Il est probable que les autres phrases qui semblent avoir été ajoutées par Marx soient également de Peuchet. Comme nous n’avons pas lu toute l’oeuvre de Peuchet d’où, sont extraits ces passages concernant le suicide, nous ne pouvons pas nous prononcer.

[9] Marx ajoute ici : « Qu’attendre d’autre de ces trois pour cent qui ne se doutent pas que journellement, heure par heure, petit à petit, ils assassinent leur nature humaine. »

[10] Marx traduit cette expression par Handelsepoche - époque du commerce.

[11] Marx n’a pas traduit les pages 143 à 169 où Peuchet expose différents cas afin d’étoffer sa théorie sur les causes du suicide. « Je rentre dans les misères de la vie privée, ma thèse favorite. », écrit celui-ci au début de la page 143.
Parsemant le récit de divers suicides, on trouve dans ces pages un certain nombre de remarques fort intéressantes qui permettent de mieux deviner la personnalité de Peuchet :
« La fourberie produisait sur lui l’effet qu’elle produit sur les meilleures âmes, qui la conçoivent quand ils comprennent nos moeurs, l’excusent et la justifient au besoin, parce que la fourberie est le droit de l’esclave, et que les femmes sont esclaves. » (p. 148)
« Puis elle se révolta contre l’idée de s’humilier ainsi devant l’un de ceux que son sexe se reconnaît le droit de tenir à ses genoux.

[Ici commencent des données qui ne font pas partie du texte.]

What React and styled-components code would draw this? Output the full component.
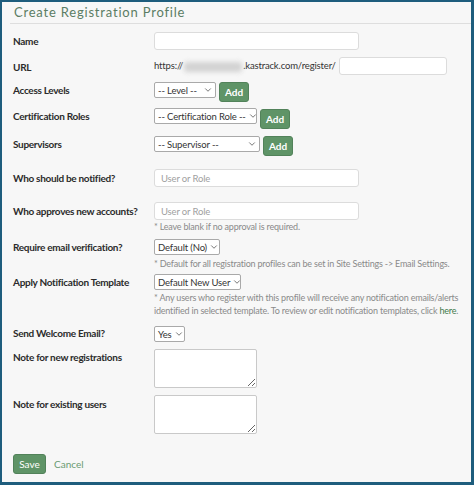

L’amour, c’est la royauté des femmes, leur élément, leur vie. Toutes répugnent dans le fond du coeur à se croire soumises au jugement de qui que ce soit sur ce point. » (p. 149)

[12] « Claie : haie, clôture, ouvrage de vannier, formé de plusieurs bâtons menus et parallèles, plus ou moins espacés, et fixés par une chaîne d’osier et d’autres bâtons menus et flexibles. Traîner sur la claie : traîner publiquement un cadavre sur une claie que le bourreau faisait anciennement tirer par un cheval. ». Napoléon Landais, Dictionnaire général et grammatical des dictionnaires français, Edition de 1836.